Project Glasswing: Secure the Complement, or Lose the Platform
I co-wrote the OpenBSD firewall and built the fuzzer that should have caught Mythos's TCP bug. Both missed it. Here's why that's a CFO problem now.
When Anthropic’s Mythos surfaced a TCP option-processing bug in OpenBSD that had been sitting in the stack since the late ‘90s, I took it personally. I audited that exact code path more times than I can count 25yrs ago. I wrote ISIC, including the TCP Stack Integrity Checker, a fuzzer built specifically to find the exact class of bug Mythos found. My fuzzer missed it 25yrs ago. I missed it, staring directly at it and pointing automated tooling directly at it, during a period of my life when I worked on securing low-level network stacks seven days a week.
I lead with that not to relitigate my workflow. I lead with it so the CISOs and platform engineers reading this don’t look at Anthropic’s project Glasswing as a security engineering conversation. It isn’t. If someone with my background, tooling, and obsession couldn’t find that ONE bug in code I owned, engineering teams aren’t going to dig out of decades of security debt with a few sprints.
So I’m taking the engineer hat off. CEO hat on. Let’s talk to the Glasswing cohort the way their boards are about to talk to them: as a P&L event.
The reframe. Mythos-class models have moved a large, dormant inventory of latent vulnerabilities from “below the threshold of notice” to “above it.” This is structurally identical to a regulatory shift; a category of cost that was previously externalized is about to be internalized, fast. The difference is that you can’t lobby your way out. The remediation is technical, the timeline is compressed, and the accounting treatment is ugly.
For physical product lines, the exposure is warranty liability and recall risk on shipped hardware. For SaaS and platforms, it’s churn risk against consumer lock-in and, more painfully for the CFO, impairment of M&A goodwill carried on the balance sheet, which lands on the income statement as a GAAP expense the quarter you take it. Ouch
Where the exposure sits. Rough cuts from public filings; treat as order-of-magnitude:
Apple — ~57% of FY25 revenue from iPhone and iPad, gated by an App Store you will now have to vouch for end-to-end.
AWS — effectively ~60% of Amazon’s operating income. The exposure isn’t AWS itself; it’s the OS images, package repositories, and customer workloads you implicitly stand behind.
Broadcom — ~25% of revenue from chips embedded in commercial products that can be bricked in place, with mobile and IoT as the second-order blast radius.
Google — undisclosed, but a defensible estimate puts 20–40% of revenue downstream of Android and ads served against it. Same Play Store problem as Apple, with a messier device fleet.
Microsoft — ~85% of FY25 revenue touches at-risk product lines: Windows, the Microsoft Store, Xbox, and the entire Azure-hosted ISV ecosystem.
I won’t put a date on when this becomes board-level. If I was on your board you always would have gotten a phone call. I’ll say only that the gap between “interesting research result” and “named in an 8-K” has historically been measured in quarters, not years, and Mythos just passed the research stage.

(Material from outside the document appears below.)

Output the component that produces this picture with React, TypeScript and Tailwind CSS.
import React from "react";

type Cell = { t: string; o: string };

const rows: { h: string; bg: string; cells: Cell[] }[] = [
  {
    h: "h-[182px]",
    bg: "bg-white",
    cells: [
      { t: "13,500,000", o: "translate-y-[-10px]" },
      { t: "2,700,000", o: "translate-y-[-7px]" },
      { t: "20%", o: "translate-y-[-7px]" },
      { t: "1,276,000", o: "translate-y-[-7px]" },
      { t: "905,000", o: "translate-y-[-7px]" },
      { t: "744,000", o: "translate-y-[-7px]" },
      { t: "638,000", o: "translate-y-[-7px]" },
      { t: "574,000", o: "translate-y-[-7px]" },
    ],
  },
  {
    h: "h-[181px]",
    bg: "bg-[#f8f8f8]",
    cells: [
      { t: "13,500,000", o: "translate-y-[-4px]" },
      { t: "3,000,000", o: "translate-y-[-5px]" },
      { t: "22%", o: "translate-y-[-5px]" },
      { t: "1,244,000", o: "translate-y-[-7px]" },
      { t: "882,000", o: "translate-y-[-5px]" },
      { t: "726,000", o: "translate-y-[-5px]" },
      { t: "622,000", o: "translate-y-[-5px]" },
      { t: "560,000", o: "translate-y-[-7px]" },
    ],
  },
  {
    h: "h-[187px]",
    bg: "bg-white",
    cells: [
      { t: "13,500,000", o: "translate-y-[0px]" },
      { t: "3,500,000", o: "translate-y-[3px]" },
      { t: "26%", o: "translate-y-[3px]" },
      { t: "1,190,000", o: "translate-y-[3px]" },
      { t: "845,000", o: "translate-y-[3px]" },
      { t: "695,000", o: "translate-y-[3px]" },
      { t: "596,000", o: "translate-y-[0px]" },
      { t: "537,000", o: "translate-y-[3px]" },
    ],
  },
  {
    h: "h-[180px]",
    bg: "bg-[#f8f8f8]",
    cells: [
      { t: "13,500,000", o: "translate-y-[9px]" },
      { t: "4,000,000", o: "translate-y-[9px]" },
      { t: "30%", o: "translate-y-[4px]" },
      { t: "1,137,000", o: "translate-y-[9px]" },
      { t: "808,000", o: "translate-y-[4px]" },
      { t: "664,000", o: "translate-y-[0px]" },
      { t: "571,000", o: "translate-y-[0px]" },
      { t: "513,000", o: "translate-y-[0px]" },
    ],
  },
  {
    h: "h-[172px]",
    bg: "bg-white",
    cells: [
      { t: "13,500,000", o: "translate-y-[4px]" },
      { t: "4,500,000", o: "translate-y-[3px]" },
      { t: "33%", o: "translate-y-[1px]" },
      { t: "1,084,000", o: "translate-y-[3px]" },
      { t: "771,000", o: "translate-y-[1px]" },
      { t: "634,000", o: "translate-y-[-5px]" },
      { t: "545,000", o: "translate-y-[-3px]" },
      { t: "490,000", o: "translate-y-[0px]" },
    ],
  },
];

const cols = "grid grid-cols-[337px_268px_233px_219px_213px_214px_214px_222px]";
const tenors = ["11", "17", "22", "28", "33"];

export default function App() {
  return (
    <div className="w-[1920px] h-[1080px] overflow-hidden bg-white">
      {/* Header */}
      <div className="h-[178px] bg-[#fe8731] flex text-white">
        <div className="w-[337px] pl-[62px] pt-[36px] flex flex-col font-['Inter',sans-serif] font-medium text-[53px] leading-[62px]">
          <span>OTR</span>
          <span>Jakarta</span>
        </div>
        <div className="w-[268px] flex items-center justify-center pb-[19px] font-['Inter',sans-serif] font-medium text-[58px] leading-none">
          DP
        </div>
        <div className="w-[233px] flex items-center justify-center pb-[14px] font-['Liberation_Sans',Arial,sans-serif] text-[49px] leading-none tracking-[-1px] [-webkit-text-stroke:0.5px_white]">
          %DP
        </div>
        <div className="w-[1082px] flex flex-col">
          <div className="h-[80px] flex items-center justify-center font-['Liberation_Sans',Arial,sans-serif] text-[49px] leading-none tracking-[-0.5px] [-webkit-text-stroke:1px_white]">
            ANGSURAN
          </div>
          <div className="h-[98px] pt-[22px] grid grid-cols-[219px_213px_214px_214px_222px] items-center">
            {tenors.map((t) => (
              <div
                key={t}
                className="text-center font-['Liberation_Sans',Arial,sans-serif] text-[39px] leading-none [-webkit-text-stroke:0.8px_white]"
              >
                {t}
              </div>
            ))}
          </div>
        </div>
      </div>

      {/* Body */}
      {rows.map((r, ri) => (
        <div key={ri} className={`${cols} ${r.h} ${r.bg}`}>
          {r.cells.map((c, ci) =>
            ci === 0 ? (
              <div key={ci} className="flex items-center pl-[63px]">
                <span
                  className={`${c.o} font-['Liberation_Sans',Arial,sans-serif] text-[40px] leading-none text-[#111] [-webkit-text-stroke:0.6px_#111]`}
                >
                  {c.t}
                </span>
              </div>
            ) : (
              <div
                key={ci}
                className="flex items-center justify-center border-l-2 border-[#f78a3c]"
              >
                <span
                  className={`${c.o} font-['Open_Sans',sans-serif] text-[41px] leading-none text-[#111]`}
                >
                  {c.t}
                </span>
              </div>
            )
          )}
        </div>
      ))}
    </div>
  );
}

Now the part the CFO actually wants to hear. Every threatened liability on this list has a revenue-side mirror. The platform playbook here is not new, it’s Joel Spolsky’s “commoditize your complement,” run in reverse. You commoditized the complements years ago. Now you secure them, and you charge for the securing.
App stores (Apple, Google, Microsoft) can mandate third-party security attestation as a condition of listing. Developers self-certify at one price tier, get audited by an approved third party at another, or buy the service from the store directly at the platinum tier. Enterprise buyers will demand platinum and pay for it. Those insecure Apps where the consumer is the product are putting your platform itself at risk.
Cloud providers (AWS, Google, Microsoft) already run overwatch on customer workloads for their own risk management. Any workload not originating from an attested, vetted image becomes a billable line item for the monitoring you were eating as COGS anyway.
Silicon and device vendors (Broadcom, and the ecosystem downstream) have the hardest road, because remediation often means physical replacement. The opportunity is attested-boot-as-a-service and a recurring security SLA on shipped parts; converting a one-time hardware sale into an annuity, which is the trade that cements the hardware CFO’s legacy.
The close. Mythos, and maybe a whole generation of frontier models, are about to revalue a category of risk the technology sector has been carrying off-balance-sheet since the 1990s. If you are a platform, your two choices are to absorb that revaluation as liability or to convert it into recurring revenue by securing the complements you previously commoditized. The companies that move in the first two quarters will set the pricing, the standards, and the audit regime everyone else has to buy into. The companies that wait will be the ones writing the impairment disclosures.
Secure the complement, or lose the platform.